When I told a few friends and colleagues last week that I was heading off on vacation, they asked, “Great! Where are you going? Anywhere fun?”
At that point, I would light up, and exclaim, “Yes! I am headed off to Cape Cod for a week-long poetry workshop!”
The friends would then frown, and consider my comment for a brief moment—before wondering if I should be committed somewhere. They’d look at me and say, “Really? You’re going to the Cape and not going to the beach or on a whale watch? And by the way, since when is studying poetry an actual vacation?”
Keep in mind that at that moment, those friends were having flashbacks of high school literature classes trying to understand The Odyssey, remembering which Shakespearean character said, “Out, damn’d spot!” and the difference between iambic pentameter and a dactyl.
I understand the concern.
Only other closet artists would understand why I would be thrilled for this kind of week away. Having the opportunity to study with an amazing contemporary poet—Rowan Ricardo Phillips—and talk about sound, subject, and the imagination with other poets for three hours a day, five days in a row, was simply a breathtaking concept.
We also got to spend many of our off hours actually writing so we could share a new poem each day with the class.
(It’s probably worth nothing that one of the poems we had to write was a sestina, which is a 39-line poem with 10 syllables in each line. We also had to end each line with one of six words that repeat in a specific pattern. And not only did we have to write in that form, but we had to look with the picture on our driver’s license, and write the poem from that person’s point of view, however bad that photo may be.)

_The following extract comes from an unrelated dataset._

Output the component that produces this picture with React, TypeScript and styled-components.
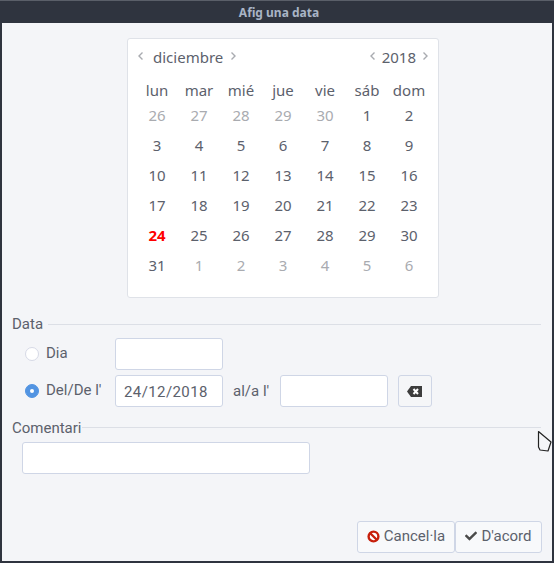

That’s where the insane part came into play.
It was poetry boot camp—simply awesome.
As we moved through the week, I found that the lessons that Rowan shared for writing poetry are equally apropos in life. For example, he gave us four rules to follow when we worked on our sestina:
1) Commit—to writing the sestina (or to anything you do). Don’t give up or bag out early on.
2) Don’t Panic—when you find that it’s really hard partway through, don’t give up. Go for it.
3) Don’t Overcommit—if you find yourself struggling, going in a direction that isn’t working, don’t be afraid to start over.
4) Finally, Overcommit—in the end, give it your absolute best. Let ’er rip.
This advice was wise. I was determined to write this sestina on Wednesday night (Rule #1)—I had never written one before. But once I had written two and a half of the six necessary stanzas after a few hours, I just couldn’t take it anymore. I felt stifled by the direction my poem was going and was getting crankier by the minute (Rule #2).
Fortunately, Rowan had reminded us that this work is all about putting our poetic imagination under pressure. That’s part of being a poet. So I started over (Rule #3).
In the end, we all wrote our sestinas (Rule #4). And they were really good. Our tiny group of seven poets was amazed that we all produced great work in just five days.
Of course, everyone knows that poets, like painters, are a little crazy. There are plenty of stories of poets going off the deep end. And do also know that the sestina was invented by Arnaut Daniel, a troubadour from 12th century Provence. The form was later refined by Dante, who also wrote “Inferno” (see the connection? The hell thing?).
The form has evolved even since then, and wow, sestinas can be really cool! We did have some other stretch assignments—we wrote an ekphrastic poem, a poem that is in response to another work of art. One afternoon, we walked the local galleries in Ptown and each found a piece of artwork we really liked, and then wrote a poem in response to it.*
Rowan reminded us that just like a lot of creative endeavors in process, poetry is a plastic art—each line needs to be put through a stress test. The line, and the poem, needs to be bumped to see what falls off. What’s left will hopefully be a damn good poem. It’s plastic…until it’s not.
I guess that’s just like life, just like being human, really. And I’m just a tiny bit more in alignment with who I am this week, coming out of this happy place in Ptown.
*I chose a sculpture for my Ekphrasis—check out “People Could Fly” by Walter Horak.